Diffusion coefficients of Rb-inert gas mixtures using coherent scattering from optically pumped population gratings

We present determinations of binary diffusion coefficients D at 24 °C for trace amounts of naturally abundant Rb atoms in naturally abundant He, Ne, N₂, Ar, Kr and Xe buffer gases

(A. Pouliot et al., Phys.Rev. A, Submitted). D has been measured by establishing spatially periodic population gratings in Rb vapor using two laser beams that intersect at a small angle θ of a few milliradians. The population gratings decay exponentially in time due to diffusive motion through the buffer gas, as well as due to other processes which alter the angular momentum of the Rb atoms. We distinguish the contribution of diffusion from these other processes by varying θ and observing the characteristic θ² dependance of the exponential decay rate.
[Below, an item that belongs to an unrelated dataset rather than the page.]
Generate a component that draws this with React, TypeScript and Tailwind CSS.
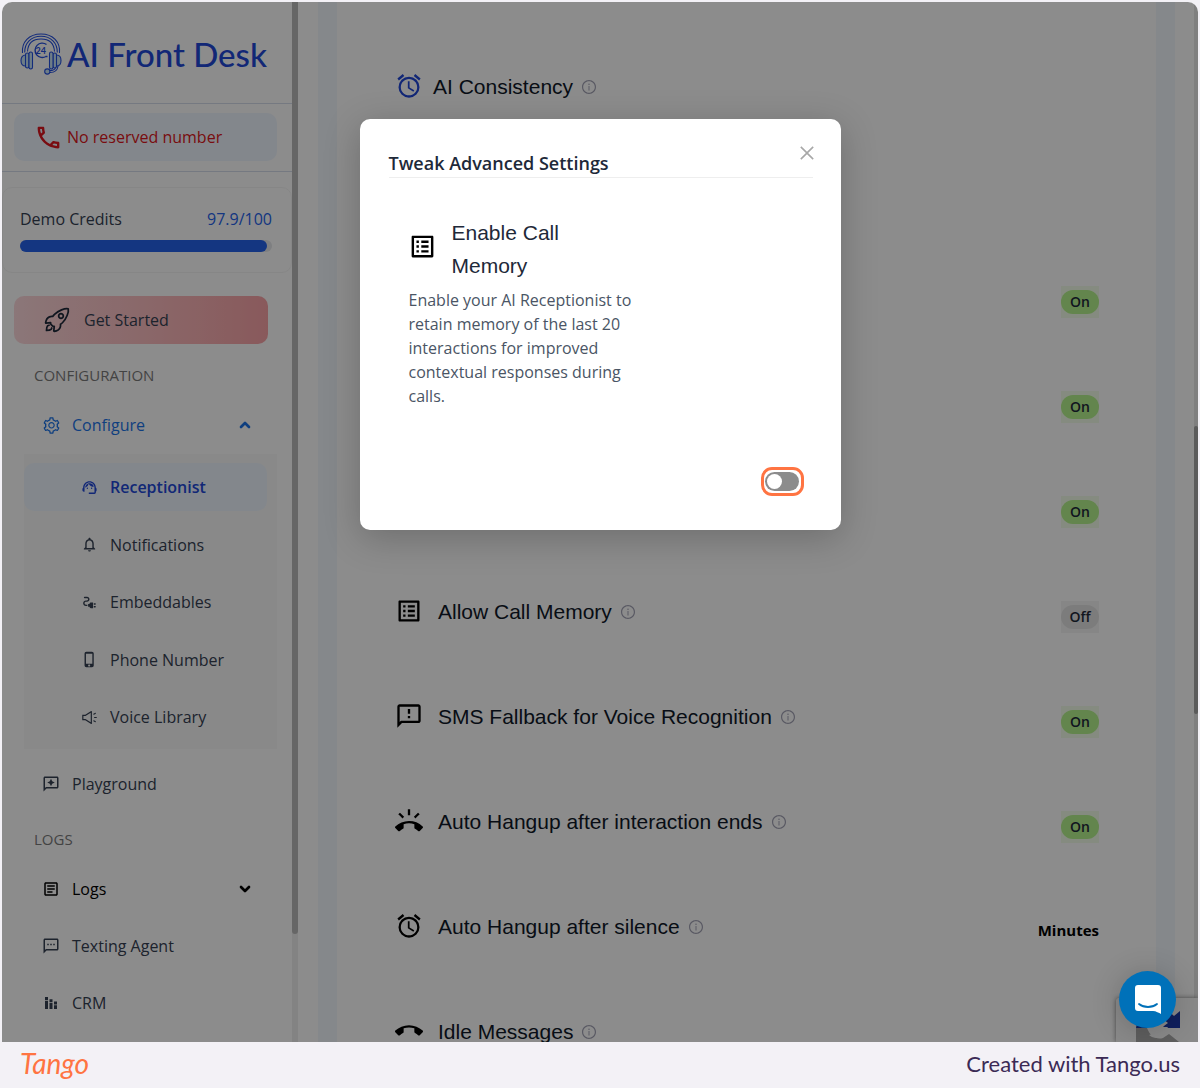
import React, { useState } from 'react';
import {
  MdOutlineAlarm, MdOutlineListAlt, MdOutlineFeedback, MdRingVolume, MdCallEnd, MdOutlineCall, MdOutlineSms, MdSupportAgent,
  MdPhoneIphone, MdNotificationsNone, MdOutlineElectricalServices, MdOutlineReviews, MdOutlineArticle, MdStackedBarChart,
} from 'react-icons/md';
import { AiOutlineInfoCircle, AiOutlineClose, AiOutlineSetting, AiOutlineSound } from 'react-icons/ai';
import { IoRocketOutline } from 'react-icons/io5';
import { ChevronDown, ChevronUp } from 'lucide-react';
import type { IconType } from 'react-icons';

interface NavItem { label: string; icon: IconType; active?: boolean }
interface SettingRow { title?: string; icon?: IconType; badge?: 'On' | 'Off' | 'Minutes'; accent?: boolean }

const CONFIGURE_ITEMS: NavItem[] = [
  { label: 'Receptionist', icon: MdSupportAgent, active: true },
  { label: 'Notifications', icon: MdNotificationsNone },
  { label: 'Embeddables', icon: MdOutlineElectricalServices },
  { label: 'Phone Number', icon: MdPhoneIphone },
  { label: 'Voice Library', icon: AiOutlineSound },
];

const SETTINGS: SettingRow[] = [
  { title: 'AI Consistency', icon: MdOutlineAlarm, accent: true },
  {},
  { badge: 'On' },
  { badge: 'On' },
  { badge: 'On' },
  { title: 'Allow Call Memory', icon: MdOutlineListAlt, badge: 'Off' },
  { title: 'SMS Fallback for Voice Recognition', icon: MdOutlineFeedback, badge: 'On' },
  { title: 'Auto Hangup after interaction ends', icon: MdRingVolume, badge: 'On' },
  { title: 'Auto Hangup after silence', icon: MdOutlineAlarm, badge: 'Minutes' },
  { title: 'Idle Messages', icon: MdCallEnd },
];

const HeadsetLogo: React.FC = () => (
  <svg width="42" height="42" viewBox="0 0 42 42" fill="none" stroke="#2450e0" strokeWidth="1.1" className="shrink-0" aria-hidden="true">
    <path d="M2.500 20C1.500 9 9 1 21 1S40.500 9 39.500 20" />
    <path d="M4.700 19.500C4.500 10 11 3.200 21 3.200S37.500 10 37.300 19.500" />
    <path d="M7.500 18.500C8 10.500 13 6 21 6S34 10.500 34.500 18.500" />
    <path d="M5.500 22C2.500 22 1 24.500 1 27.500S2.500 33 5.500 33" fill="#c9e4f5" />
    <path d="M36.500 22C39.500 22 41 24.500 41 27.500S39.500 33 36.500 33" fill="#c9e4f5" />
    <rect x="5.500" y="20" width="3.500" height="15" rx="1.700" fill="#c9e4f5" />
    <rect x="9" y="19" width="3.500" height="17" rx="1.700" fill="#c9e4f5" />
    <rect x="33" y="20" width="3.500" height="15" rx="1.700" fill="#c9e4f5" />
    <rect x="29.500" y="19" width="3.500" height="17" rx="1.700" fill="#c9e4f5" />
    <path d="M38 33C37.500 37.500 34 39.500 30 39.500M35.500 35C34.500 37 33 37.500 30 37.500" />
    <circle cx="27.300" cy="38.500" r="2.600" fill="#c9e4f5" />
    <path d="M26.500 11.500A7.200 7.200 0 1 0 26 23.500M25.500 23.500h2" strokeWidth="1.400" />
    <text x="15.500" y="20.500" fontSize="9" fontWeight="700" fontFamily="Lato, sans-serif" fill="#2450e0" stroke="none">24</text>
  </svg>
);

const Sidebar: React.FC = () => (
  <aside className="w-[290px] shrink-0 overflow-hidden bg-white text-base text-gray-700">
    <div className="flex h-[102px] items-center gap-[5px] border-b border-[#d5dcec] px-[18px] pt-[2px]">
      <HeadsetLogo />
      <span className="whitespace-nowrap font-['Lato',sans-serif] text-[33px] font-medium leading-10 text-[#2148d8]">AI Front Desk</span>
    </div>

    <div className="border-b border-[#d5dcec] pb-[10px] pl-3 pr-[15px] pt-[9px]">
      <div className="flex h-12 items-center gap-1 rounded-[10px] bg-[#eff6ff] pl-5 text-[#dc1620]">
        <MdOutlineCall size={29} />
        <span>No reserved number</span>
      </div>
    </div>

    <div className="mt-[15px] rounded-[10px] border border-[#f5f5f5] pb-5 pl-[17px] pr-[19px] pt-[19px]">
      <div className="flex items-center justify-between font-medium">
        <label htmlFor="credits">Demo Credits</label>
        <span className="text-[#2563eb]">97.9/100</span>
      </div>
      <div id="credits" className="mt-[9px] h-3 rounded-full bg-gray-200">
        <div className="h-full w-[98%] rounded-full bg-[#2563eb]" />
      </div>
    </div>

    <button className="ml-3 mt-[23px] flex h-12 w-[254px] items-center gap-[13px] rounded-[10px] bg-linear-to-r from-[#fdd9dc] to-[#f9a3a7] pl-[29px]">
      <IoRocketOutline size={28} className="text-gray-800" />
      Get Started
    </button>

    <h2 className="mt-[19px] pl-8 text-[15px] leading-6 text-[#7b7b7b]">CONFIGURATION</h2>

    <a href="#configure" className="mt-[14px] flex h-12 items-center pl-10 pr-[39px] text-[#1d74e8]">
      <AiOutlineSetting size={19} />
      <span className="ml-[11px] flex-1">Configure</span>
      <ChevronUp size={16} strokeWidth={4} />
    </a>

    <ul className="ml-[22px] mr-[15px] mt-[5px] flex h-[295px] flex-col justify-between bg-[#fafafa] pb-2 pt-[9px]">
      {CONFIGURE_ITEMS.map(({ label, icon: Icon, active }) => (
        <li key={label}>
          <a href="#configure" className={`mr-[10px] flex h-12 items-center gap-3 rounded-[10px] pl-[57px] ${active ? 'bg-[#eff6ff] font-semibold text-[#2148d8]' : ''}`}>
            <Icon size={17} />
            {label}
          </a>
        </li>
      ))}
    </ul>

    <a href="#playground" className="mt-[11px] flex h-12 items-center gap-3 pl-10"><MdOutlineReviews size={18} />Playground</a>

    <h2 className="mt-[19px] pl-8 text-[15px] leading-6 text-[#7b7b7b]">LOGS</h2>

    <a href="#logs" className="mt-[14px] flex h-12 items-center pl-10 pr-[39px] text-black">
      <MdOutlineArticle size={18} />
      <span className="ml-3 flex-1">Logs</span>
      <ChevronDown size={16} strokeWidth={4} />
    </a>
    <a href="#texting" className="mt-[9px] flex h-12 items-center gap-3 pl-10"><MdOutlineSms size={18} />Texting Agent</a>
    <a href="#crm" className="mt-[9px] flex h-12 items-center gap-3 pl-10"><MdStackedBarChart size={18} />CRM</a>
  </aside>
);

const Badge: React.FC<{ value: 'On' | 'Off' | 'Minutes' }> = ({ value }) => {
  if (value === 'Minutes') return <span className="mt-2 font-bold text-black text-[15px]">Minutes</span>;
  const on = value === 'On';
  return (
    <span className={`mt-[10px] flex h-8 items-center ${on ? 'bg-[#f3fdea]' : 'bg-[#f5f5f5]'}`}>
      <span className={`flex h-6 w-[38px] items-center justify-center rounded-full text-sm font-semibold text-gray-800 ${on ? 'bg-[#b4f28c]' : 'bg-[#e2e2e2]'}`}>{value}</span>
    </span>
  );
};

const Settings: React.FC = () => (
  <main className="flex min-w-0 flex-1 overflow-hidden bg-white pl-5 pr-[19px]">
    <div className="min-w-0 flex-1 border-x-[19px] border-[#f3f8fd] bg-white pl-[58px] pr-[57px] pt-8">
      {SETTINGS.map(({ title, icon: Icon, badge, accent }, i) => (
        <div key={i} className="flex h-[105px] items-center justify-between">
          <div className="flex items-center">
            {Icon && <Icon size={28} className={`mb-[2px] ${accent ? 'mr-[10px] text-[#2148d8]' : 'mr-[15px] text-black'}`} />}
            {title && <h3 className="font-['Liberation_Sans',Arial,sans-serif] text-[21px] leading-7 text-gray-900">{title}</h3>}
            {title && <AiOutlineInfoCircle size={16} className="ml-2 text-[#a3a3b5]" />}
          </div>
          {badge && <Badge value={badge} />}
        </div>
      ))}
    </div>
  </main>
);

const AdvancedSettingsModal: React.FC = () => {
  const [enabled, setEnabled] = useState(false);
  return (
    <div role="dialog" aria-labelledby="modal-title" className="relative w-[481px] rounded-[10px] bg-white pb-[34px] pl-[29px] pr-7 pt-7 shadow-[0_8px_36px_rgba(0,0,0,0.22)]">
      <button aria-label="Close" className="absolute right-6 top-6 text-[#a8a8a8]"><AiOutlineClose size={20} /></button>
      <h2 id="modal-title" className="border-b border-[#eeeeee] pt-[2px] text-lg font-semibold leading-7 text-gray-800">Tweak Advanced Settings</h2>
      <div className="mt-[38px] flex w-[230px] items-center pl-[19px]">
        <MdOutlineListAlt size={29} className="mb-[6px] shrink-0 text-black" />
        <h3 className="ml-[15px] font-['Liberation_Sans',Arial,sans-serif] text-[21px] leading-[33px] text-gray-800">Enable Call Memory</h3>
      </div>
      <p className="ml-5 mt-[6px] w-[230px] text-base text-gray-600">
        Enable your AI Receptionist to retain memory of the last 20 interactions for improved contextual responses during calls.
      </p>
      <div className="mr-[9px] mt-[59px] flex justify-end">
        <label className="flex h-[29px] w-[43px] cursor-pointer items-center justify-center rounded-[11px] border-[3px] border-[#ff7442]">
          <input type="checkbox" role="switch" aria-label="Enable call memory" className="peer sr-only" checked={enabled} onChange={e => setEnabled(e.target.checked)} />
          <span className="flex h-[19px] w-[34px] items-center rounded-full bg-[#8c8c8c] px-[2px] peer-checked:justify-end peer-checked:bg-[#2563eb]">
            <span className="size-[15px] rounded-full bg-white" />
          </span>
        </label>
      </div>
    </div>
  );
};

const App: React.FC = () => (
  <div className="flex h-screen flex-col overflow-hidden bg-[#f3f1f6] px-[2px] pt-[2px] font-['Open_Sans','Noto_Sans',sans-serif]">
    <div className="relative flex min-h-0 flex-1 overflow-hidden rounded-t-[10px] bg-white">
      <Sidebar />
      <div className="w-[6px] shrink-0 bg-[#eeeeee] pb-[108px]"><div className="h-full rounded-b-full bg-[#bababa]" /></div>
      <Settings />
      <div className="w-1 shrink-0 bg-[#e8e8e8] pt-[424px]"><div className="h-72 rounded-full bg-[#a6a6a6]" /></div>

      {/* reCAPTCHA corner */}
      <div className="absolute bottom-0 right-0 h-[44px] w-[82px] overflow-hidden rounded-tl-[3px] bg-[#fafafa] shadow-[0_0_5px_gray]">
        <svg width="82" height="44" viewBox="0 0 82 44" aria-hidden="true">
          <path d="M64 13v17H45l7-5C45 18 36 20 31 25v5H20C22 12 44 4 58 18z" fill="#1c3aa9" />
          <path d="M20 30h11c3 8 9 12 16 10l6-4 10 8H20z" fill="#ababab" />
          <path d="M33 37c6-1 9-9 18-13l-4 5h5l-5 8c-5 4-11 3-14 0z" fill="#fafafa" />
        </svg>
      </div>

      <div className="absolute inset-0 flex items-start justify-center bg-black/45 pt-[117px]">
        <AdvancedSettingsModal />
      </div>

      <button aria-label="Open chat" className="absolute bottom-[14px] right-[22px] flex size-[57px] items-center justify-center rounded-full bg-[#0071b9] shadow-[0_2px_30px_rgba(0,0,0,0.2)]">
        <svg width="26" height="30" viewBox="0 0 26 30" aria-hidden="true">
          <path d="M3 0h20a3 3 0 0 1 3 3v26c-2-1-5-3-8-3H3a3 3 0 0 1-3-3V3a3 3 0 0 1 3-3z" fill="#fff" />
          <path d="M4 19c5 4 13 4 18 0" fill="none" stroke="#0071b9" strokeWidth="1.800" strokeLinecap="round" />
        </svg>
      </button>
    </div>

    <footer className="flex h-[46px] shrink-0 items-center justify-between px-[18px] pb-1 font-['Lato',sans-serif]">
      <span className="text-[28px] italic text-[#ff7442]">Tango</span>
      <span className="text-[22px] text-[#3b2a55]">Created with Tango.us</span>
    </footer>
  </div>
);

export default App;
We have measured the decay rate as a function of the buffer gas pressure over a range of 7 000 to 90 000 Pa. We obtain the following values of the diffusion coefficient at 24 °C and scaled to atmospheric pressure of 101 325 Pa: 0.33(5) cm²/s, 0.214(14) cm²/s, 0.132(7) cm²/s, 0.123(9) cm²/s, 0.093(3) cm²/s and 0.073(4) cm²/s, for Rb in He, Ne, N₂, Ar, Kr and Xe respectively. We have also determined the diffusion coefficient using quantum, classical and semi-classical methods based on the most accurate inter-atomic potentials from the literature. We find that near room temperature, simulations of D using classical and quantum methods agree within their intrinsic, sub 1% standard uncertainties, and that these results agree with our experimental determinations. Our measurements and modeling are relevant to the optimization of magnetometers, biomedical imaging using spin-polarized noble gases, tests of collision models based on interatomic potentials, and the development of pressure sensors.